In the auditing industry, precision is essential. The generation of false information by Large Language Models (LLMs), often referred to as hallucinations, is simply unacceptable. To mitigate these risks, we have been steadily refining our approach to Retrieval-Augmented Generation (RAG), as detailed in our previous blog post. Our journey began with rudimentary semantic search, followed by the implementation of Precision Chunking and MetaDocumenting to enhance the retrieval and generation process. Today, we are proud to unveil Knowledge-Grounded Generation, a major advancement focused on ensuring precise retrieval through a combination of string similarity (Levenshtein distance) and semantic search (vector embeddings). Knowledge-Grounded Generation is a new RAG methodology that ensures that LLM responses are grounded in pre-existing, verified information.
We have been working very closely with our design partners to improve the quality of answers provided by our Q&A chatbots. The first obvious step was to introduce our RAG pipeline and upload their proprietary data as context, which created a significant improvement in the accuracy of our answers. But after testing the quality of the answers, we began to realize that the answers were good, not great, and our partners were hesitating to release the chatbot to their customers out of fear that incorrect answers could reflect poorly on them. We were not satisfied with our answers and neither were out partners, so we decided to take a radically new approach to generating high quality, accurate answers. We set out on a mission to generate thousands of verified question and answer pairs and then apply RAG (retrieval and generation) from the verified Q&A pairs.
Our solution initially synthetically generates potential questions and answers from an uploaded document. These are reviewed and approved by a subject matter expert, becoming verified answers in our database. When a user asks a question, if it matches or is similar to one in the database, the corresponding verified answer is used and tailored to the specific question. For new questions not in the database, our system will use our other RAG techniques to generate "unverified" answers. If an answer is approved by the user or expert, it will be added to the verified database for future use. This creates a continuous learning loop, expanding the database of verified answers with each interaction and improving the system's accuracy over time. Our Knowledge-Grounded Generation methodology nearly eliminates all hallucination issues for our partners’ users.

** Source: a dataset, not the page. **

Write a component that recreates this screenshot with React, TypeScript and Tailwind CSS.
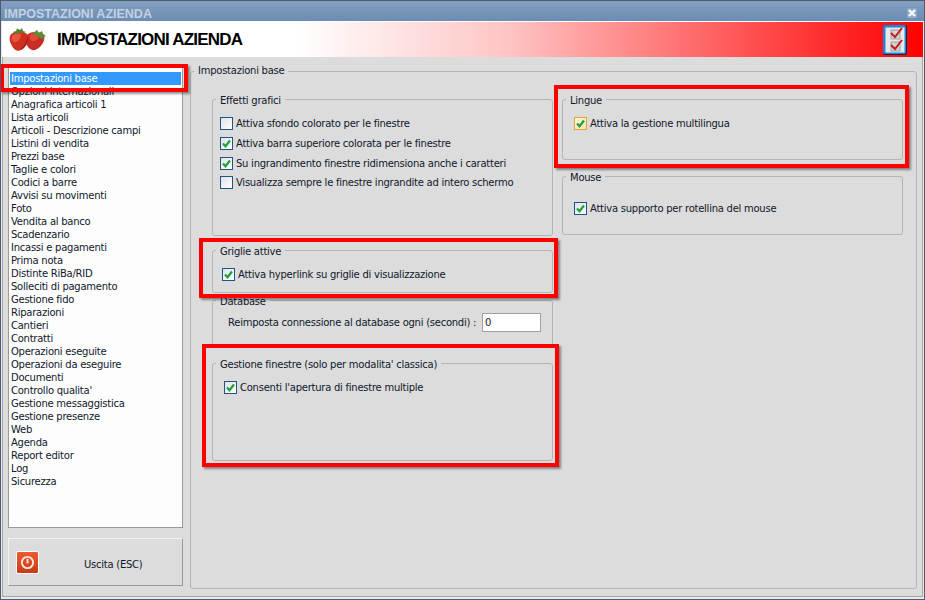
const MENU = [
  "Impostazioni base",
  "Opzioni internazionali",
  "Anagrafica articoli 1",
  "Lista articoli",
  "Articoli - Descrizione campi",
  "Listini di vendita",
  "Prezzi base",
  "Taglie e colori",
  "Codici a barre",
  "Avvisi su movimenti",
  "Foto",
  "Vendita al banco",
  "Scadenzario",
  "Incassi e pagamenti",
  "Prima nota",
  "Distinte RiBa/RID",
  "Solleciti di pagamento",
  "Gestione fido",
  "Riparazioni",
  "Cantieri",
  "Contratti",
  "Operazioni eseguite",
  "Operazioni da eseguire",
  "Documenti",
  "Controllo qualita'",
  "Gestione messaggistica",
  "Gestione presenze",
  "Web",
  "Agenda",
  "Report editor",
  "Log",
  "Sicurezza",
];

const EFFECTS = [
  { label: "Attiva sfondo colorato per le finestre", checked: false, cls: "h-[20px]" },
  { label: "Attiva barra superiore colorata per le finestre", checked: true, cls: "h-[20px]" },
  { label: "Su ingrandimento finestre ridimensiona anche i caratteri", checked: true, cls: "h-[20px]" },
  { label: "Visualizza sempre le finestre ingrandite ad intero schermo", checked: false, cls: "h-[19px]" },
];

function Check({ label, checked, hover }: { label: string; checked: boolean; hover?: boolean }) {
  return (
    <label className="flex items-center gap-[3px] whitespace-nowrap">
      <span
        className={
          "flex h-[13px] w-[13px] shrink-0 items-center justify-center border bg-gradient-to-br " +
          (hover
            ? "border-[#e2a53a] from-[#fdf3d8] to-[#fbe3a8]"
            : "border-[#1f5580] from-[#dfe3e8] to-[#ffffff]")
        }
      >
        {checked && (
          <svg viewBox="0 0 11 11" className="h-[11px] w-[11px]">
            <path d="M2 5.5 L4.5 8.2 L9 2.5" fill="none" stroke="#21a03a" strokeWidth="2.2" />
          </svg>
        )}
      </span>
      <span>{label}</span>
    </label>
  );
}

function Group({
  title,
  className,
  bodyClassName,
  children,
}: {
  title: string;
  className: string;
  bodyClassName?: string;
  children?: React.ReactNode;
}) {
  return (
    <fieldset className={"rounded-[3px] border border-[#b4b4b4] " + className}>
      <legend className="ml-[3px] h-[13px] px-[4px] leading-[15px]">{title}</legend>
      <div className={bodyClassName}>{children}</div>
    </fieldset>
  );
}

// the red marks drawn on top of the screenshot
function Mark({ className }: { className: string }) {
  return (
    <div
      className={
        "pointer-events-none absolute z-10 border-4 border-[#ff0000] shadow-[2px_2px_2px_rgba(0,0,0,0.4)] " +
        className
      }
    />
  );
}

function Strawberries() {
  return (
    <svg viewBox="0 0 38 24" className="h-[24px] w-[38px] shrink-0">
      {/* right berry */}
      <path d="M18 7 C21 3 31 3 35 7 C37 12 32 20 26 22 C21 23 17 18 17 13 Z" fill="#c92c22" />
      <path d="M21 7 C24 5 29 5 31 7 C30 11 26 14 23 13 C21 12 20 9 21 7 Z" fill="#e2493a" />
      <path d="M24 5 L28 2 L30 5 L33 3 L34 6 L37 8 L34 9 L35 12 L32 10 L29 9 L26 7 Z" fill="#5d8a34" />
      {/* left berry */}
      <path d="M1 8 C3 3 14 2 18 6 C21 11 18 19 12 22 C9 24 5 22 3 18 C1 15 0 11 1 8 Z" fill="#d0301f" />
      <path d="M3 8 C6 5 11 5 12 7 C12 11 8 15 5 14 C3 13 2 10 3 8 Z" fill="#ea5540" />
      <path d="M13 20 C16 17 18 13 18 8 C20 12 18 18 12 22 Z" fill="#9c1d14" />
      <path d="M4 4 L7 3 L8 0.5 L11 2 L13 0 L14 3 L17 4 L13 5 L9 5 L6 6 Z" fill="#55802a" />
    </svg>
  );
}

function ChecklistIcon() {
  return (
    <svg viewBox="0 0 24 30" className="h-[30px] w-[24px] shrink-0">
      <rect x="0" y="0" width="24" height="30" rx="2" fill="#0c2a4a" />
      <rect x="0" y="0" width="23" height="29" rx="2" fill="#1f84dc" />
      <rect x="2.5" y="2.5" width="19" height="25" fill="#e8e8e8" />
      <rect x="8" y="5" width="9" height="9" fill="#d2d2d2" stroke="#a0a0a0" />
      <rect x="8" y="17" width="9" height="9" fill="#d2d2d2" stroke="#a0a0a0" />
      <path d="M8 8 L12 12 L19 3 M8 20 L12 24 L19 15" fill="none" stroke="#c41a1a" strokeWidth="2" />
    </svg>
  );
}

export default function App() {
  return (
    <div className="relative flex h-[600px] w-[925px] flex-col overflow-hidden border border-[#4d5c6e] bg-[#e6e8ea] font-['DejaVu_Sans',sans-serif] text-[10px] leading-[13px] tracking-[-0.25px] text-[#10182a]">
      <div className="flex h-[20px] shrink-0 items-center justify-between bg-gradient-to-b from-[#83a0c2] to-[#6c8cb3] pl-[3px] pr-[7px] pt-[4px]">
        <span className="mt-[2px] font-['Liberation_Sans',sans-serif] text-[12.5px] font-bold tracking-normal text-[#c3d1e2]">
          IMPOSTAZIONI AZIENDA
        </span>
        <span className="flex h-[10px] w-[10px] items-center justify-center rounded-[1px] bg-[#8ea8c6]">
          <svg viewBox="0 0 9 9" className="h-[8px] w-[8px]">
            <path d="M1 1 L8 8 M8 1 L1 8" stroke="#ffffff" strokeWidth="2.4" />
          </svg>
        </span>
      </div>

      <div className="mx-[1px] flex h-[36px] shrink-0 items-center border-t border-white bg-[linear-gradient(90deg,#ffffff_0%,#ffffff_32%,#ffc4c4_55%,#ff4040_85%,#ff0000_100%)] pl-[7px] pr-[16px]">
        <Strawberries />
        <h1 className="ml-[10px] flex-1 font-['Liberation_Sans',sans-serif] text-[17px] font-bold tracking-[-0.8px] text-black">
          IMPOSTAZIONI AZIENDA
        </h1>
        <ChecklistIcon />
      </div>

      <div className="mx-[1px] mb-[2px] flex min-h-0 flex-1 gap-[7px] border border-t-0 border-[#a8a8a8] bg-[#dcdcdc] pl-[5px] pr-[5px]">
        <div className="flex w-[175px] shrink-0 flex-col pt-[8px]">
          <div className="relative h-[463px] border border-[#9a9a9a] border-t-[#a8a8a8] bg-[#fdfdfd] px-[1px] pt-[6px]">
            <ul>
              {MENU.map((item, i) => (
                <li
                  key={item}
                  className={
                    "h-[13px] whitespace-nowrap pl-[1px] " +
                    (i === 0 ? "bg-[#3399ff] text-white" : "")
                  }
                >
                  {item}
                </li>
              ))}
            </ul>
          </div>
          <button
            type="button"
            className="mt-[10px] flex h-[48px] items-center border border-[#f2f2f2] border-b-[#9a9a9a] border-r-[#9a9a9a] bg-[#dcdcdc] pl-[7px]"
          >
            <span className="flex h-[23px] w-[23px] items-center justify-center rounded-[2px] border border-white bg-gradient-to-b from-[#ee5a30] to-[#c93a14]">
              <svg viewBox="0 0 16 16" className="h-[15px] w-[15px]">
                <circle cx="8" cy="8" r="6" fill="none" stroke="#ffe9e0" strokeWidth="2" />
                <path d="M8 4 L8 9" stroke="#ffe9e0" strokeWidth="2" />
              </svg>
            </span>
            <span className="ml-[45px] mt-[4px]">Uscita (ESC)</span>
          </button>
        </div>

        <fieldset className="mb-[7px] mt-[8px] min-w-0 flex-1 rounded-[3px] border border-[#b4b4b4]">
          <legend className="ml-[3px] h-[13px] px-[4px] leading-[11px]">Impostazioni base</legend>
          <div className="flex gap-[9px] pl-[21px] pt-[15px]">
            <div className="flex w-[341px] shrink-0 flex-col">
              <Group title="Effetti grafici" className="h-[143px]" bodyClassName="pl-[7px] pt-[7px]">
                {EFFECTS.map((e) => (
                  <div key={e.label} className={"flex items-center " + e.cls}>
                    <Check label={e.label} checked={e.checked} />
                  </div>
                ))}
              </Group>

              <div className="relative mt-[8px]">
                <Group title="Griglie attive" className="h-[49px]" bodyClassName="pl-[9px] pt-[11px]">
                  <Check label="Attiva hyperlink su griglie di visualizzazione" checked />
                </Group>
                <Mark className="-left-[13px] -right-[5px] -top-[6px] h-[60px]" />
              </div>

              <Group title="Database" className="mt-[1px] h-[52px]" bodyClassName="pl-[15px] pt-[6px]">
                <div className="flex items-center">
                  <span className="w-[254px] whitespace-nowrap">Reimposta connessione al database ogni (secondi) :</span>
                  <input
                    readOnly
                    value="0"
                    className="h-[19px] w-[59px] border border-[#a0a0a0] bg-white px-[2px] text-[10px] outline-none"
                  />
                </div>
              </Group>

              <div className="relative mt-[11px]">
                <Group
                  title="Gestione finestre (solo per modalita' classica)"
                  className="h-[104px]"
                  bodyClassName="pl-[11px] pt-[11px]"
                >
                  <Check label="Consenti l'apertura di finestre multiple" checked />
                </Group>
                <Mark className="-left-[10px] -right-[6px] -top-[13px] h-[123px]" />
              </div>
            </div>

            <div className="flex w-[341px] shrink-0 flex-col">
              <div className="relative">
                <Group title="Lingue" className="h-[67px]" bodyClassName="pl-[11px] pt-[11px]">
                  <Check label="Attiva la gestione multilingua" checked hover />
                </Group>
                <Mark className="-left-[8px] -right-[6px] -top-[8px] h-[83px]" />
              </div>
              <Group title="Mouse" className="mt-[10px] h-[65px]" bodyClassName="pl-[11px] pt-[19px]">
                <Check label="Attiva supporto per rotellina del mouse" checked />
              </Group>
            </div>
          </div>
        </fieldset>
      </div>

      <Mark className="left-[-1px] top-[63px] h-[28px] w-[188px]" />
    </div>
  );
}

Let’s take a closer look at an example. If the user asks, “What does PCAOB stand for?” and a question in our database perfectly matches it, then this is easy.
To deal with some of these non-identical but very similar variations, we calculate the Levenshtein Distance between the query and the stored question. The Levenshtein Distance measures the difference between two strings by counting the minimum number of single-character edits (insertions, deletions, or substitutions) required to change one string into the other. By calculating this distance, we can determine how similar the incoming query is to any of the stored questions. We set a threshold of 2 or 3 single-character edits to ensure we’re capturing precisely the correct question.
However, while Levenshtein Distance is useful for straightforward text comparison, it doesn’t capture the full complexity of natural language, such as in the variations at the bottom of the table:
Here, different words or phrases can convey the same meaning. To address this, Tellen also leverages advanced semantic search techniques. We use vector embeddings to represent the meaning of both the incoming query and the stored questions, allowing us to compare them on a conceptual level rather than just a textual one.
When a query is received, we convert it into an embedding—a high-dimensional vector that encapsulates its semantic meaning. We then compare this embedding to the embeddings of the stored questions using a similarity metric (in our case, cosine similarity). If a stored question has a high similarity score with the incoming query, it is considered a match, even if the exact wording differs.
However, we keep the threshold for the similarity metric low, around 0.3, so as not to show users approved question/answer pairs such as, “Who founded the PCAOB?” which has a very different meaning to the above query.
As a final step, we send the user’s original query and the approved answer, found by the combination of Levenshtein Distance and semantic search, to an LLM and ask it to rewrite the answer, on the condition that it only draws knowledge from the raw pre-approved answer itself, to suit the user’s initial query—so the answer appears tailored to the question asked. We call this the dynamic approved answer and the process is called Knowledge-Grounded Generation.
By combining Levenshtein Distance with semantic search, as well as a dynamic final response, Tellen ensures that users receive accurate and relevant answers, significantly reducing the risk of hallucinations. Our approach enables chatbots to provide reliable responses, especially in critical fields like auditing and accounting, where precision is paramount.
This multi-layered strategy—string similarity followed by semantic matching and then LLM inference—forms the core of Tellen’s solution to the hallucination problem, ensuring that only approved and accurate information is presented to end-users.